Das gilt übrigens auch für die befürchtete James-Franco-Debatte, gegen den nach seinem Golden-Globe-Gewinn mit „The Disaster Artist“ vor zwei Wochen erneut Vorwürfe des sexuellen Missbrauchs erhoben wurden, und der sich seitdem wachsender Kritik ausgesetzt sieht. Franco wurde bei den Oscar-Nominierungen nicht berücksichtigt. Aber auch ohne Franco, der bei den Globes noch mit einem „Time’s Up“-Sticker über den roten Teppich lief, werden die „MeToo“- und „Time’s Up“-Debatten die Verleihung überschatten. (Fun Fact: Als Nebendarsteller wurde Christopher Plummer nominiert, der in „Alles Geld der Welt“ kurzfristig den geschassten Kevin Spacey ersetzte)

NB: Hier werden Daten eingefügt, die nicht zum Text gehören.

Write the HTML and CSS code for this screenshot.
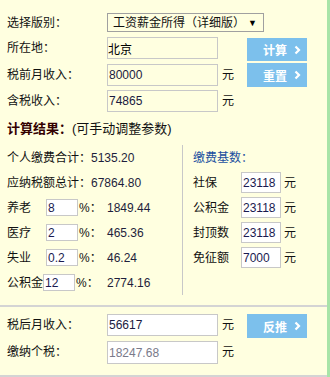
FILE: index.html
```html
<!DOCTYPE html>
<html lang="zh-CN">
<head>
<meta charset="utf-8">
<title>个税计算器</title>
<link rel="stylesheet" href="styles.css">
</head>
<body>
<div class="page">
  <div class="form top">
    <span class="lbl r1">选择版别：</span>
    <div class="select-box r1">
      <span>工资薪金所得（详细版）</span>
      <span class="arrow">▼</span>
    </div>

    <span class="lbl r2">所在地：</span>
    <input class="txt yellow r2" value="北京">
    <span class="unit r2"></span>
    <button class="btn r2 b-first">计算<svg class="chev" width="7" height="10" viewBox="0 0 7 10"><path d="M1.5 1.5 L5 5 L1.5 8.5" fill="none" stroke="#fff" stroke-width="2.2"/></svg></button>

    <span class="lbl r3">税前月收入：</span>
    <input class="txt yellow r3" value="80000">
    <span class="unit r3">元</span>
    <button class="btn r3 b-second">重置<svg class="chev" width="7" height="10" viewBox="0 0 7 10"><path d="M1.5 1.5 L5 5 L1.5 8.5" fill="none" stroke="#fff" stroke-width="2.2"/></svg></button>

    <span class="lbl r4">含税收入：</span>
    <input class="txt yellow r4" value="74865">
    <span class="unit r4">元</span>
  </div>

  <div class="result-title"><b>计算结果：</b>(可手动调整参数)</div>

  <div class="results">
    <div class="col-left">
      <div class="row">个人缴费合计：<span class="num">5135.20</span></div>
      <div class="row">应纳税额总计：<span class="num">67864.80</span></div>
      <div class="row rate">
        <span class="rl"><span class="rname">养老</span><input class="small" value="8"><span class="pct">%：</span></span><span class="num">1849.44</span>
      </div>
      <div class="row rate">
        <span class="rl"><span class="rname">医疗</span><input class="small" value="2"><span class="pct">%：</span></span><span class="num">465.36</span>
      </div>
      <div class="row rate">
        <span class="rl"><span class="rname">失业</span><input class="small" value="0.2"><span class="pct">%：</span></span><span class="num">46.24</span>
      </div>
      <div class="row rate">
        <span class="rl"><span class="rname auto">公积金</span><input class="small" value="12"><span class="pct">%：</span></span><span class="num">2774.16</span>
      </div>
    </div>
    <div class="col-right">
      <div class="row blue">缴费基数：</div>
      <div class="row"><span class="bname">社保</span><input class="base" value="23118"><span class="bunit">元</span></div>
      <div class="row"><span class="bname">公积金</span><input class="base" value="23118"><span class="bunit">元</span></div>
      <div class="row"><span class="bname">封顶数</span><input class="base" value="23118"><span class="bunit">元</span></div>
      <div class="row"><span class="bname">免征额</span><input class="base" value="7000"><span class="bunit">元</span></div>
    </div>
  </div>

  <div class="rule first-rule"></div>

  <div class="form bottom">
    <span class="lbl">税后月收入：</span>
    <input class="txt white" value="56617">
    <span class="unit">元</span>
    <button class="btn">反推<svg class="chev" width="7" height="10" viewBox="0 0 7 10"><path d="M1.5 1.5 L5 5 L1.5 8.5" fill="none" stroke="#fff" stroke-width="2.2"/></svg></button>

    <span class="lbl">缴纳个税：</span>
    <input class="txt white grey" value="18247.68">
    <span class="unit">元</span>
  </div>

  <div class="rule last-rule"></div>
</div>
</body>
</html>
```

FILE: styles.css
```css
html, body {
  margin: 0;
  padding: 0;
}
body {
  background: #ffffe0;
  font-family: "Liberation Sans", "Noto Sans CJK SC", sans-serif;
  font-size: 12px;
  line-height: 16px;
  color: #111;
  width: 330px;
  height: 377px;
  overflow: hidden;
}
.page {
  width: 327px;
  height: 377px;
  border-right: 3px solid #a8e4a8;
  background: #ffffe0;
}
.form {
  display: grid;
  grid-template-columns: 100px 111px 29px 60px;
  padding-left: 7px;
  align-items: start;
}
.top {
  padding-top: 13px;
  grid-template-rows: 24px 27px 26px 22px;
}
.lbl {
  grid-column: 1;
  height: 22px;
  display: flex;
  align-items: center;
  color: #111;
}
.r1.lbl { height: 19px; }
.select-box {
  grid-column: 2 / span 3;
  width: 153px;
  height: 17px;
  border: 1px solid #a0a0a0;
  background: #ffffe0;
  display: flex;
  align-items: center;
  justify-content: space-between;
  padding: 0 6px 0 5px;
  box-sizing: content-box;
  width: 144px;
}
.select-box .arrow {
  font-size: 9px;
  color: #000;
}
.txt {
  grid-column: 2;
  width: 111px;
  height: 22px;
  box-sizing: border-box;
  border: 1px solid #c8c8c8;
  padding: 0 1px;
  margin: 0;
  font: 12px "Liberation Sans", "Noto Sans CJK SC", sans-serif;
  color: #1a1a40;
  outline: none;
}
.yellow { background: #ffffe0; }
.yellow.r2 { padding-left: 0; color: #000; }
.white { background: #fff; }
.grey { color: #7a7a8a; height: 23px; }
.unit {
  grid-column: 3;
  height: 22px;
  display: flex;
  align-items: center;
  padding-left: 4px;
}
.btn {
  grid-column: 4;
  width: 60px;
  height: 24px;
  border: 0;
  margin: 0;
  padding: 0 6px 0 16px;
  background: #7cc0ec;
  color: #fff;
  font: bold 12px "Noto Sans CJK SC", sans-serif;
  display: flex;
  align-items: center;
  justify-content: space-between;
}
.b-first { margin-top: 1px; height: 23px; }
.b-second { margin-top: -1px; }
.result-title {
  margin-top: 6px;
  padding-left: 7px;
  height: 20px;
  line-height: 20px;
  font-size: 13px;
  color: #111;
}
.result-title b {
  color: #330000;
  font-family: "Noto Sans CJK SC", sans-serif;
}
.results {
  margin-top: 7px;
  display: flex;
  height: 150px;
}
.col-left {
  width: 175px;
  padding-left: 7px;
}
.col-right {
  border-left: 1px solid #c8c8c8;
  padding-left: 10px;
  flex: 1;
}
.row {
  height: 25px;
  display: flex;
  align-items: center;
  white-space: nowrap;
}
.num { color: #1e1e3c; }
.rate {
  display: grid;
  grid-template-columns: 100px auto;
  align-items: center;
}
.rl {
  display: flex;
  align-items: center;
}
.rname { width: 39px; }
.rname.auto { width: 36px; }
.small {
  width: 32px;
  height: 17px;
  box-sizing: border-box;
  border: 1px solid #c8c8c8;
  background: #fff;
  padding: 0 1px;
  margin: 0;
  font: 12px "Liberation Sans", sans-serif;
  color: #1a1a50;
  outline: none;
}
.pct { margin-left: 1px; }
.blue { color: #1a4f9f; }
.bname { width: 48px; }
.base {
  width: 40px;
  height: 21px;
  box-sizing: border-box;
  border: 1px solid #c8c8c8;
  background: #fff;
  padding: 0 1px;
  margin: 0;
  font: 12px "Liberation Sans", sans-serif;
  color: #1a1a50;
  outline: none;
}
.bunit { margin-left: 3px; }
.rule {
  height: 2px;
  background: #d4d4d4;
}
.first-rule { margin-top: 10px; }
.bottom {
  margin-top: 7px;
  row-gap: 3px;
}
.last-rule { margin-top: 11px; }
```
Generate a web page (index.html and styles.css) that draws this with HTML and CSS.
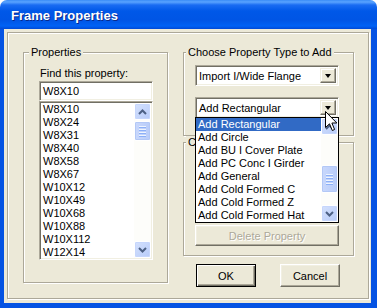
FILE: index.html
```html
<!DOCTYPE html>
<html lang="en">
<head>
    <meta charset="UTF-8">
    <title>Frame Properties</title>
    <link rel="stylesheet" href="styles.css">
</head>
<body>

<div class="window">
    <div class="titlebar">Frame Properties</div>
    <div class="client">
        <div class="frame">

            <div class="group props">
                <div class="group-title">Properties</div>
                <div class="find-label">Find this property:</div>
                <div class="edit">W8X10</div>
                <div class="listbox">
                    <ul class="items">
                        <li>W8X10</li>
                        <li>W8X24</li>
                        <li>W8X31</li>
                        <li>W8X40</li>
                        <li>W8X58</li>
                        <li>W8X67</li>
                        <li>W10X12</li>
                        <li>W10X49</li>
                        <li>W10X68</li>
                        <li>W10X88</li>
                        <li>W10X112</li>
                        <li>W12X14</li>
                    </ul>
                    <div class="vscroll">
                        <div class="sb-btn"><svg width="9" height="6" viewBox="0 0 9 6"><path d="M1 5 L4.5 1.5 L8 5" fill="none" stroke="#4d6185" stroke-width="2"/></svg></div>
                        <div class="sb-thumb list-thumb"><span></span><span></span><span></span><span></span></div>
                        <div class="sb-track"></div>
                        <div class="sb-btn"><svg width="9" height="6" viewBox="0 0 9 6"><path d="M1 1 L4.5 4.5 L8 1" fill="none" stroke="#4d6185" stroke-width="2"/></svg></div>
                    </div>
                </div>
            </div>

            <div class="right-col">
                <div class="group choose">
                    <div class="group-title">Choose Property Type to Add</div>
                    <div class="combo first">
                        <span class="combo-text">Import I/Wide Flange</span>
                        <span class="combo-btn"><i class="tri"></i></span>
                    </div>
                    <div class="combo-wrap">
                        <div class="combo">
                            <span class="combo-text">Add Rectangular</span>
                            <span class="combo-btn"><i class="tri"></i></span>
                        </div>
                        <div class="dropdown">
                            <ul class="options">
                                <li class="selected">Add Rectangular</li>
                                <li>Add Circle</li>
                                <li>Add BU I Cover Plate</li>
                                <li>Add PC Conc I Girder</li>
                                <li>Add General</li>
                                <li>Add Cold Formed C</li>
                                <li>Add Cold Formed Z</li>
                                <li>Add Cold Formed Hat</li>
                            </ul>
                            <div class="vscroll">
                                <div class="sb-btn"><svg width="9" height="6" viewBox="0 0 9 6"><path d="M1 5 L4.5 1.5 L8 5" fill="none" stroke="#4d6185" stroke-width="2"/></svg></div>
                                <div class="sb-track drop-gap"></div>
                                <div class="sb-thumb drop-thumb"><span></span><span></span><span></span><span></span></div>
                                <div class="sb-track"></div>
                                <div class="sb-btn"><svg width="9" height="6" viewBox="0 0 9 6"><path d="M1 1 L4.5 4.5 L8 1" fill="none" stroke="#4d6185" stroke-width="2"/></svg></div>
                            </div>
                        </div>
                        <svg class="cursor" width="13" height="21" viewBox="0 0 13 21">
                            <path d="M0.5 0.5 L0.5 16.5 L4.5 12.8 L7.3 19.5 L9.6 18.5 L6.9 12 L11.8 12 Z" fill="#fff" stroke="#000" stroke-width="1"/>
                        </svg>
                    </div>
                </div>

                <div class="group click">
                    <div class="group-title">C</div>
                    <button class="btn wide" disabled>Delete Property</button>
                </div>

                <div class="actions">
                    <button class="btn default">OK</button>
                    <button class="btn">Cancel</button>
                </div>
            </div>

        </div>
    </div>
</div>

</body>
</html>
```

FILE: styles.css
```css
/* XP style dialog */
body {
    margin: 0;
    background: #fff;
}
.window {
    width: 377px;
    height: 308px;
    display: flex;
    flex-direction: column;
    font-family: "Liberation Sans", Arial, sans-serif;
    font-size: 11px;
    color: #000;
}
.titlebar {
    flex: none;
    height: 29px;
    box-sizing: border-box;
    padding: 8px 0 0 11px;
    line-height: 15px;
    border-radius: 7px 7px 0 0;
    background: linear-gradient(to bottom, #3a8cf6 0, #5aa4ff 2px, #1a6cf2 5px, #0058e8 11px, #0055e5 20px, #0062f5 26px, #0049d6 29px);
    color: #fff;
    font-weight: bold;
    font-size: 13px;
    text-shadow: 1px 1px 0 #0a2a8c;
}
.client {
    flex: 1;
    display: flex;
    flex-direction: column;
    background: #ece9d8;
    border-style: solid;
    border-color: #0553e3;
    border-width: 0 6px 5px 4px;
}
.frame {
    flex: 1;
    display: flex;
    align-items: flex-start;
    gap: 15px;
    margin: 3px 2px 4px 3px;
    padding: 19px 0 0 15px;
    border: 1px solid #aca899;
    box-shadow: inset 1px 1px 0 #fff, 1px 1px 0 #fff;
}

/* group boxes */
.group {
    box-sizing: border-box;
    border: 1px solid #aca899;
    box-shadow: inset 1px 1px 0 #fff, 1px 1px 0 #fff;
}
.group-title {
    width: max-content;
    margin: -7px 0 0 -9px;
    padding: 0 2px;
    line-height: 13px;
    background: #ece9d8;
}
.props {
    width: 145px;
    height: 231px;
    padding-left: 15px;
}
.props .group-title {
    margin-left: -10px;
}
.find-label {
    margin-top: 8px;
    padding-left: 1px;
    line-height: 13px;
}

/* sunken boxes */
.edit,
.listbox,
.combo {
    box-sizing: border-box;
    width: 114px;
    background: #fff;
    border: 1px solid;
    border-color: #aca899 #fff #fff #aca899;
    box-shadow: inset 1px 1px 0 #716f64, inset -1px -1px 0 #f1efe2;
}
.edit {
    height: 20px;
    margin-top: 1px;
    padding: 1px 0 0 3px;
    line-height: 16px;
}
.listbox {
    height: 159px;
    display: flex;
    padding: 1px;
}
.items,
.options {
    flex: 1;
    list-style: none;
    margin: 0;
    padding: 0;
}
.items li {
    height: 13px;
    line-height: 13px;
    padding-left: 2px;
}

/* scrollbars */
.vscroll {
    width: 17px;
    display: flex;
    flex-direction: column;
    background: #fdfdfa;
}
.sb-btn {
    flex: none;
    box-sizing: border-box;
    height: 17px;
    display: flex;
    align-items: center;
    justify-content: center;
    border: 1px solid #fff;
    border-radius: 2px;
    background: linear-gradient(to bottom right, #d4e1fd, #b7cbf9);
    box-shadow: inset 0 0 0 1px #c6d6fc;
}
.sb-thumb {
    flex: none;
    box-sizing: border-box;
    display: flex;
    flex-direction: column;
    align-items: center;
    justify-content: center;
    gap: 1px;
    border: 1px solid #fff;
    border-radius: 2px;
    background: linear-gradient(to right, #c9d8fc, #b8ccf9);
    box-shadow: inset 0 0 0 1px #b3c8f6;
}
.sb-thumb span {
    width: 7px;
    height: 1px;
    background: #eef4fe;
    border-bottom: 1px solid #8cb0f8;
}
.sb-track {
    flex: 1;
}
.list-thumb {
    height: 20px;
    margin-top: 1px;
}
.drop-gap {
    flex: none;
    height: 30px;
}
.drop-thumb {
    height: 28px;
}

/* right side */
.right-col {
    width: 171px;
    display: flex;
    flex-direction: column;
}
.choose {
    height: 84px;
    padding-left: 11px;
}
.combo {
    width: 144px;
    height: 21px;
    display: flex;
    padding: 2px;
}
.combo.first {
    margin-top: 6px;
}
.combo-wrap {
    position: relative;
    margin-top: 11px;
    width: 144px;
}
.combo-text {
    flex: 1;
    padding-left: 1px;
    line-height: 17px;
}
.combo-btn {
    width: 16px;
    display: flex;
    align-items: center;
    justify-content: center;
    box-sizing: border-box;
    background: #ece9d8;
    border: 1px solid;
    border-color: #f1efe2 #716f64 #716f64 #f1efe2;
    box-shadow: inset -1px -1px 0 #aca899, inset 1px 1px 0 #fff;
}
.tri {
    width: 0;
    height: 0;
    border-left: 3.5px solid transparent;
    border-right: 3.5px solid transparent;
    border-top: 4px solid #000;
}
.dropdown {
    position: absolute;
    top: 20px;
    left: 0;
    z-index: 10;
    box-sizing: border-box;
    width: 144px;
    display: flex;
    background: #fff;
    border: 1px solid #000;
}
.options li {
    height: 13px;
    line-height: 13px;
    padding-left: 2px;
    white-space: nowrap;
}
.options li.selected {
    background: #316ac5;
    color: #fff;
}
.cursor {
    position: absolute;
    left: 130px;
    top: 14px;
    z-index: 20;
}

.click {
    height: 114px;
    margin-top: 6px;
    padding-left: 11px;
}
.btn {
    box-sizing: border-box;
    font-family: "Liberation Sans", Arial, sans-serif;
    font-size: 11px;
    color: #000;
    padding: 0;
    background: #ece9d8;
    border: 1px solid;
    border-color: #fff #716f64 #716f64 #fff;
    box-shadow: inset -1px -1px 0 #aca899, inset 1px 1px 0 #f1efe2;
}
.btn.wide {
    display: block;
    width: 144px;
    height: 21px;
    margin-top: 76px;
}
.btn:disabled {
    color: #aca899;
    text-shadow: 1px 1px 0 #fff;
}
.actions {
    display: flex;
    gap: 24px;
    margin-top: 8px;
    padding-left: 13px;
}
.actions .btn {
    width: 60px;
    height: 23px;
}
.btn.default {
    border-color: #000;
    box-shadow: inset 1px 1px 0 #fff, inset -1px -1px 0 #716f64, inset -2px -2px 0 #aca899;
}
```
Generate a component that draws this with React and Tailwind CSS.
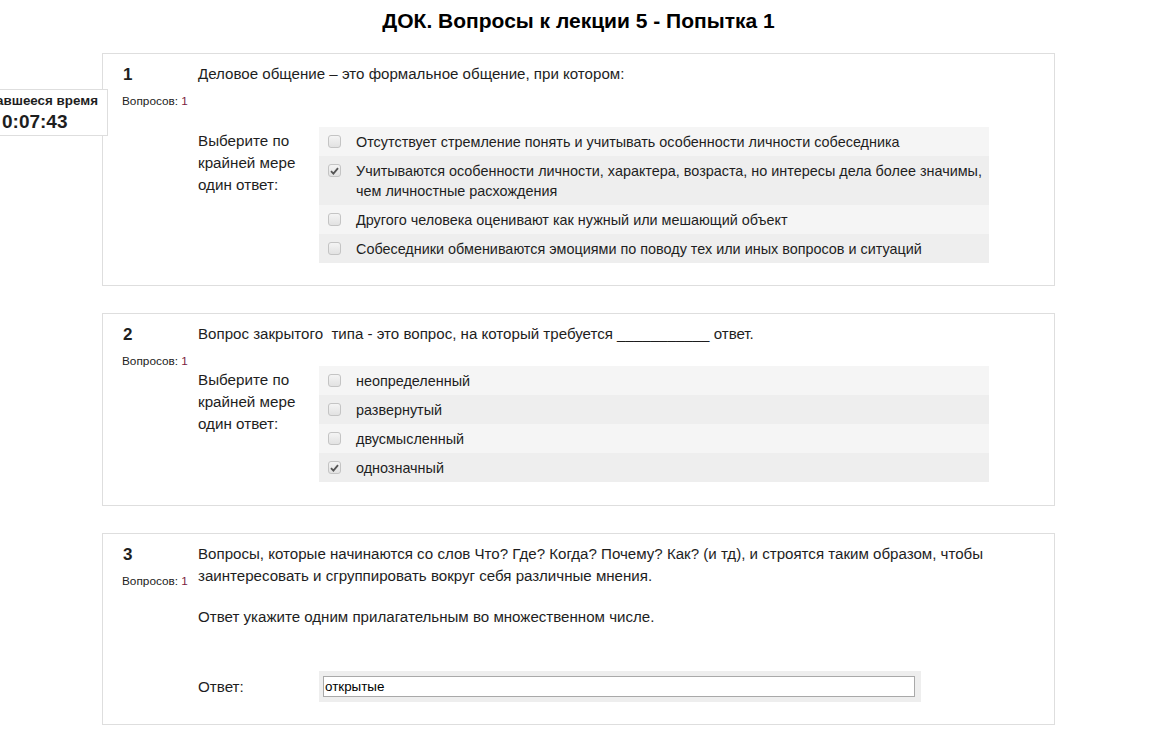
import React from "react";

const font = { fontFamily: '"Liberation Sans", Arial, sans-serif' };

function Box({ checked }) {
  return (
    <span className="flex items-center justify-center w-[13px] h-[13px] shrink-0 rounded-[3px] border border-[#c4c4c4] bg-gradient-to-b from-[#f4f4f4] to-[#e2e2e2] mt-[3.5px]">
      {checked && (
        <svg width="9" height="8" viewBox="0 0 9 8">
          <path d="M1 4.2 L3.4 6.6 L8 1.2" fill="none" stroke="#555" strokeWidth="1.8" />
        </svg>
      )}
    </span>
  );
}

function Options({ items }) {
  return (
    <div className="w-[670px] text-[14.4px]">
      {items.map((it, i) => (
        <div
          key={i}
          className={`flex gap-[15px] pl-[9px] pr-[1px] py-[4.5px] leading-[20px] ${i % 2 ? "bg-[#eeeeee]" : "bg-[#f5f5f5]"}`}
        >
          <Box checked={it.checked} />
          <span>{it.text}</span>
        </div>
      ))}
    </div>
  );
}

function Prompt() {
  return (
    <div className="w-[121px] shrink-0 pr-[10px] pt-[3px] text-[15.2px] leading-[22px]">
      Выберите по крайней мере один ответ:
    </div>
  );
}

function Card({ n, children }) {
  return (
    <section className="flex border border-[#dedede] bg-white pt-[9px] pl-[19px]">
      <div className="w-[76px] shrink-0">
        <div className="text-[17px] font-bold leading-[22px] pl-[1px] pt-[1px]">{n}</div>
        <div className="text-[11.8px] leading-[13px] mt-[9px] text-[#222]">
          Вопросов: <span className="text-[#7b1f43]">1</span>
        </div>
      </div>
      <div className="flex-1 pr-[30px] text-[15.1px]">{children}</div>
    </section>
  );
}

export default function App() {
  return (
    <div className="relative min-h-[739px] bg-white text-[14px] text-[#1e1e1e]" style={font}>
      {/* timer block sticks out past the left edge */}
      <div className="absolute left-[-42px] top-[89px] z-10 w-[150px] h-[47px] border border-[#dedede] bg-white pt-[3px]">
        <div className="text-[13.4px] font-bold leading-[15px] text-right pr-[9px] whitespace-nowrap">Оставшееся время</div>
        <div className="text-[19px] font-bold leading-[23px] mt-[2px] pl-[43px]">0:07:43</div>
      </div>

      <div className="ml-[102px] w-[953px]">
        <h1 className="h-[53px] pt-[8px] text-center text-[21px] font-bold leading-[26px] text-black">
          ДОК. Вопросы к лекции 5 - Попытка 1
        </h1>

        <div className="flex flex-col gap-[27px]">
          <Card n="1">
            <p className="leading-[22px]">Деловое общение – это формальное общение, при котором:</p>
            <div className="flex mt-[42px] pb-[22px]">
              <Prompt />
              <Options
                items={[
                  { text: "Отсутствует стремление понять и учитывать особенности личности собеседника" },
                  {
                    text: "Учитываются особенности личности, характера, возраста, но интересы дела более значимы, чем личностные расхождения",
                    checked: true,
                  },
                  { text: "Другого человека оценивают как нужный или мешающий объект" },
                  { text: "Собеседники обмениваются эмоциями по поводу тех или иных вопросов и ситуаций" },
                ]}
              />
            </div>
          </Card>

          <Card n="2">
            <p className="leading-[22px] whitespace-pre">
              Вопрос закрытого  типа - это вопрос, на который требуется ___________ ответ.
            </p>
            <div className="flex mt-[21px] pb-[23px]">
              <Prompt />
              <Options
                items={[
                  { text: "неопределенный" },
                  { text: "развернутый" },
                  { text: "двусмысленный" },
                  { text: "однозначный", checked: true },
                ]}
              />
            </div>
          </Card>

          <Card n="3">
            <p className="leading-[22px] w-[800px]">
              Вопросы, которые начинаются со слов Что? Где? Когда? Почему? Как? (и тд), и строятся таким образом, чтобы
              заинтересовать и сгруппировать вокруг себя различные мнения.
            </p>
            <p className="leading-[22px] mt-[19px]">Ответ укажите одним прилагательным во множественном числе.</p>
            <div className="flex items-center mt-[43px] pb-[22px]">
              <div className="w-[121px] shrink-0 leading-[22px] text-[15.2px]">Ответ:</div>
              <div className="w-[602px] bg-[#eeeeee] py-[5px] pl-[4px]">
                <div className="w-[592px] h-[21px] border border-[#a9a9a9] bg-white px-[1px] text-[13.4px] leading-[19px] text-black">
                  открытые
                </div>
              </div>
            </div>
          </Card>
        </div>
      </div>
    </div>
  );
}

Die Oscars feiern in diesem Jahr ihren 90. Geburtstag, man hätte sich in Hollywood zu diesem Anlass sicher ein erfreulicheres Gesprächsthema gewünscht. Aber so schnell wird man sich des Problems nicht entledigen können, im Gegenteil: Die glamouröse Oscar-Zeremonie ist ein angemessener Rahmen für Selbstkritik. Bei den Globes erschienen die Stars geschlossen in schwarzer Garderobe, ein Zeichen der Solidarität. Jetzt ist mehr gefragt als Symbolpolitik.